** START OF Records for the exercise **

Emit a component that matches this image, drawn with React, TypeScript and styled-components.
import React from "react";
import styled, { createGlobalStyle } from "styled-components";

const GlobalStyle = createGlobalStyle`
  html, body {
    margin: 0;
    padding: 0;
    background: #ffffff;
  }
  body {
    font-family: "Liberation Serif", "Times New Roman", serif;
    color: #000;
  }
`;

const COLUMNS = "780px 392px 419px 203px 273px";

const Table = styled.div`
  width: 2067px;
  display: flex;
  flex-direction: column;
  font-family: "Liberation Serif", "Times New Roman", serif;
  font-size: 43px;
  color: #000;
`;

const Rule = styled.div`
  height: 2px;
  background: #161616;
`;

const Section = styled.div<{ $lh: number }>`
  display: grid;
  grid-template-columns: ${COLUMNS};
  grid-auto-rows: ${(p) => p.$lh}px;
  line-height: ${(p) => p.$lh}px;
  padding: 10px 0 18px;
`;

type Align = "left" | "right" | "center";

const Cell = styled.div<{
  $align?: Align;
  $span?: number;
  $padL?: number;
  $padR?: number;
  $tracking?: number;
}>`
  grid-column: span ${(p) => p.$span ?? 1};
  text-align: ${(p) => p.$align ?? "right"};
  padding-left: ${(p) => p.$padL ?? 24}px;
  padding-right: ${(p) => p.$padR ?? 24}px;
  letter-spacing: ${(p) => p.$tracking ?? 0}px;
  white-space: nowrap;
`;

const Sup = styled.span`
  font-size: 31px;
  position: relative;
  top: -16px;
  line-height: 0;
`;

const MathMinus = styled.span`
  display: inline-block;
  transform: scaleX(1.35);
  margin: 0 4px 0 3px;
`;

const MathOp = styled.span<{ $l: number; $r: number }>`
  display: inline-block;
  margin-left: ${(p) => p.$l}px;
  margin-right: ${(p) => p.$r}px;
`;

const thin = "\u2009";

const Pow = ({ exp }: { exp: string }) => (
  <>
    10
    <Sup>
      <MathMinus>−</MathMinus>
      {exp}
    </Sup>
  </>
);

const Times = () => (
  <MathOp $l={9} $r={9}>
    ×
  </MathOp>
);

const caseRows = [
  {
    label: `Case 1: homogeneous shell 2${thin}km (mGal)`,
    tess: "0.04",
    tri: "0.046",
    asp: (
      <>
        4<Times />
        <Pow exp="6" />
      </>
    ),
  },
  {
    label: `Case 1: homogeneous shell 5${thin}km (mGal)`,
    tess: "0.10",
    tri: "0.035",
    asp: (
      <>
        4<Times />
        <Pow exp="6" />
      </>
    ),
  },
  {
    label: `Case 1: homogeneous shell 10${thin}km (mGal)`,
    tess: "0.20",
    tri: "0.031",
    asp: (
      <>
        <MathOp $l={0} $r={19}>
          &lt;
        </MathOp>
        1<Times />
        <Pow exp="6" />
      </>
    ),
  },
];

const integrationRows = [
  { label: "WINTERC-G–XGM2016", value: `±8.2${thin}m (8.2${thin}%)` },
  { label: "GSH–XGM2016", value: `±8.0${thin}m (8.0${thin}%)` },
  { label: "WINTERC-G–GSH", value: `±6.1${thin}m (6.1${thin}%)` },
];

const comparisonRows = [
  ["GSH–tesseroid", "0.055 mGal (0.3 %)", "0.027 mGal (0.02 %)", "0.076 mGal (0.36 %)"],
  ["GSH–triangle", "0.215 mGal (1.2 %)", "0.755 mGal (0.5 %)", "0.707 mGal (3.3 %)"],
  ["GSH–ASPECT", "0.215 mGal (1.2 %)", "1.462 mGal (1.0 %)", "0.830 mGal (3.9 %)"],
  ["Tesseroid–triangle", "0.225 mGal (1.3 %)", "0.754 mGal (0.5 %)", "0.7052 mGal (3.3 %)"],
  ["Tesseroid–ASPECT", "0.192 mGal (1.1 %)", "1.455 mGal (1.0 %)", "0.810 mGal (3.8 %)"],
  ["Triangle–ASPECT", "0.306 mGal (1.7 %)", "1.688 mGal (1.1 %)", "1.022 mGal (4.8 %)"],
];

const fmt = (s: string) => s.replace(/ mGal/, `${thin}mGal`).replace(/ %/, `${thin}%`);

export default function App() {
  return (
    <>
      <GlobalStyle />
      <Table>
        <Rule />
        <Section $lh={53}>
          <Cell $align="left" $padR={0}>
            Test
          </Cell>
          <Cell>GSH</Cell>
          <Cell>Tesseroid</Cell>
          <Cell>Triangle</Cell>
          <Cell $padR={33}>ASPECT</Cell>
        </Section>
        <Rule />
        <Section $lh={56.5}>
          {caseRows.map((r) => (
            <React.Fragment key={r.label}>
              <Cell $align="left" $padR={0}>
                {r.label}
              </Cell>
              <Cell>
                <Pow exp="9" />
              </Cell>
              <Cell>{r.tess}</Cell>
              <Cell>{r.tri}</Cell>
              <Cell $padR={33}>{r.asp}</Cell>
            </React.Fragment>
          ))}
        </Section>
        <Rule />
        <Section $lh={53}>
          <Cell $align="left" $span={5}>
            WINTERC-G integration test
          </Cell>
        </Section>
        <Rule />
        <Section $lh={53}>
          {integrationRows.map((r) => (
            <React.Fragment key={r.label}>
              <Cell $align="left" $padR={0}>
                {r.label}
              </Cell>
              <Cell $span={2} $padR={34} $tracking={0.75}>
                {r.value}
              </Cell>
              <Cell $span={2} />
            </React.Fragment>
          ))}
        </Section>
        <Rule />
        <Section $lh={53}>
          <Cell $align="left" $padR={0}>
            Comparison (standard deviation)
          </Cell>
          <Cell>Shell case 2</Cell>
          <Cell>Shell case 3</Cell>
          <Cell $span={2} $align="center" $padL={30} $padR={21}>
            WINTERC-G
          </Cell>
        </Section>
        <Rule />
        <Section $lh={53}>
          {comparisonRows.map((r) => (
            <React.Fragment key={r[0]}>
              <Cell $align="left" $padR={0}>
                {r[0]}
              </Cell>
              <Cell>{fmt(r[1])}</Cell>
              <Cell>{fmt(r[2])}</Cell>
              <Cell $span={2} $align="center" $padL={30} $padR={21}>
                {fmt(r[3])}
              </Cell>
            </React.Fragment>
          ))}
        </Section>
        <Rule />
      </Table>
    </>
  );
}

** END OF Records for the exercise **
** START OF Records for the exercise **

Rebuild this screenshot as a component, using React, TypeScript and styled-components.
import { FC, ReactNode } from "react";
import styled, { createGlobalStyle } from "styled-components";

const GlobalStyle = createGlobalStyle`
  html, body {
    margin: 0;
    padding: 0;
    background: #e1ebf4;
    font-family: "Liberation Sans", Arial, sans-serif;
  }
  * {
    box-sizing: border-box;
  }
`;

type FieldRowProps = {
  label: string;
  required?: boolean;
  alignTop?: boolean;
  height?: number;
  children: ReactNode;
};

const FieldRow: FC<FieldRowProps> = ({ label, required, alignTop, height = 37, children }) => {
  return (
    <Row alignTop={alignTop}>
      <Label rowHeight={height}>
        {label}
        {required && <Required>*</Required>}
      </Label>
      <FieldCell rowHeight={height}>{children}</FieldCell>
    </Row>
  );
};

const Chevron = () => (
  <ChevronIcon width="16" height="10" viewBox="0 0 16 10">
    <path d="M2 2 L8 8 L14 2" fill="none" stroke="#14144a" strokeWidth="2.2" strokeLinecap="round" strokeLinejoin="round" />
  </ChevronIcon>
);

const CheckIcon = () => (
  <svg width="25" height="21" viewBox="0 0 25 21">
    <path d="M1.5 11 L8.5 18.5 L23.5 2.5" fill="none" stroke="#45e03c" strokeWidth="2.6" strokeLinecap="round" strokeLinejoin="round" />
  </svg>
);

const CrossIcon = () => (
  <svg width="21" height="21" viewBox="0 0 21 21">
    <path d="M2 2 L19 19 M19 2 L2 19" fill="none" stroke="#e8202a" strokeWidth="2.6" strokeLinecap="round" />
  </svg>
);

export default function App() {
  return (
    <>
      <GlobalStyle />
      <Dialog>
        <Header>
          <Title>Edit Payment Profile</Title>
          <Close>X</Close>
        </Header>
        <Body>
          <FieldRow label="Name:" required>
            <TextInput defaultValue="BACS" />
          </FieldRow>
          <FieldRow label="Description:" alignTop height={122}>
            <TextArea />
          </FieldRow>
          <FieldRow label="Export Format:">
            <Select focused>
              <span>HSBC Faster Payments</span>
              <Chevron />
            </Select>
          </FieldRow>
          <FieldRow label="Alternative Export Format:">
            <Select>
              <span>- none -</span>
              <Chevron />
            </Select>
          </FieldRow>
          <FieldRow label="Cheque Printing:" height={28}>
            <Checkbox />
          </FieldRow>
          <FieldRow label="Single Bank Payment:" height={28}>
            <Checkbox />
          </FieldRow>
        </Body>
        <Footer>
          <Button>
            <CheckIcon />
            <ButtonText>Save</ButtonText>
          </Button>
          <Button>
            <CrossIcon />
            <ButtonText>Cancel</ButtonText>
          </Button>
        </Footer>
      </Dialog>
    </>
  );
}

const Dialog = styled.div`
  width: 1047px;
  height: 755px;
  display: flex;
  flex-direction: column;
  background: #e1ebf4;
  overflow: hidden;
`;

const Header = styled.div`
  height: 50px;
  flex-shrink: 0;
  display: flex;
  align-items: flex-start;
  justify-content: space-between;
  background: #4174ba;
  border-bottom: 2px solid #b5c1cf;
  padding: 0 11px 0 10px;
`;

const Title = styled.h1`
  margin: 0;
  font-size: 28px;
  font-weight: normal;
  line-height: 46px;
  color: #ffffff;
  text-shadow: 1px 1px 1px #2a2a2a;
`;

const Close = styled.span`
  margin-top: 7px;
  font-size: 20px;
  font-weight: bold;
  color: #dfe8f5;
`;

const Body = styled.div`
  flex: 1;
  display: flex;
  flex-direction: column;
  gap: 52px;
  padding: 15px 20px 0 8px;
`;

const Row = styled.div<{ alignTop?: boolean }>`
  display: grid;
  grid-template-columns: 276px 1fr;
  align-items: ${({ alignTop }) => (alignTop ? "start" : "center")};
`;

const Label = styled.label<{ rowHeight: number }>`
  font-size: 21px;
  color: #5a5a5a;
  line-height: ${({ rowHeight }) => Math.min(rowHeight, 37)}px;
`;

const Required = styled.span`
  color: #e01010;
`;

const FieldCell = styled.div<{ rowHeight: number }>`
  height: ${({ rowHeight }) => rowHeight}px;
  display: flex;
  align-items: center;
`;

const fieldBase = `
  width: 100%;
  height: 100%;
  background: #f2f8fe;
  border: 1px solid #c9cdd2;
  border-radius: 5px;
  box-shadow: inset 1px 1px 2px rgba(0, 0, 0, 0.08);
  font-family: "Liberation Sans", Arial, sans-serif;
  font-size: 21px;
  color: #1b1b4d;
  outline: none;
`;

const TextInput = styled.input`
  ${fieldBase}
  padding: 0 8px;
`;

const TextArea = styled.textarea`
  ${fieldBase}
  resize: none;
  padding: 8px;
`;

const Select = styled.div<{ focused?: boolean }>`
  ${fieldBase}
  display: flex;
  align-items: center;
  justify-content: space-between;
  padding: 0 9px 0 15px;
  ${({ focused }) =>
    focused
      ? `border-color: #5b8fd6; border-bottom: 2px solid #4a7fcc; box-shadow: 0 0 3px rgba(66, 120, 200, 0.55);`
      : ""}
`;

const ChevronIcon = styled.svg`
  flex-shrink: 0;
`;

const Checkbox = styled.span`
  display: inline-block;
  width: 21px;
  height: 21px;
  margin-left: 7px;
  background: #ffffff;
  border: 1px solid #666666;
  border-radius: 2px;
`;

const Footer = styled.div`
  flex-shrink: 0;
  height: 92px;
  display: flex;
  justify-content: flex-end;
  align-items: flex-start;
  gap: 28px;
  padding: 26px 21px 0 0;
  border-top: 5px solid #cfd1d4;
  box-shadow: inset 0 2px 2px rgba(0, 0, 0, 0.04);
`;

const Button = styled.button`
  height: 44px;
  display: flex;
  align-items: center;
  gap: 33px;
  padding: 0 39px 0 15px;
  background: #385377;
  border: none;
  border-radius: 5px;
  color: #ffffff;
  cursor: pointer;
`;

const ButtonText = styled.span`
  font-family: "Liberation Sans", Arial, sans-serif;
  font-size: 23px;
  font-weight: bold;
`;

** END OF Records for the exercise **

• [Task]
Copy all lines from the data that hold the word "components".

• [Complete answer]
Emit a component that matches this image, drawn with React, TypeScript and styled-components.
import styled, { createGlobalStyle } from "styled-components";
Rebuild this screenshot as a component, using React, TypeScript and styled-components.
import styled, { createGlobalStyle } from "styled-components";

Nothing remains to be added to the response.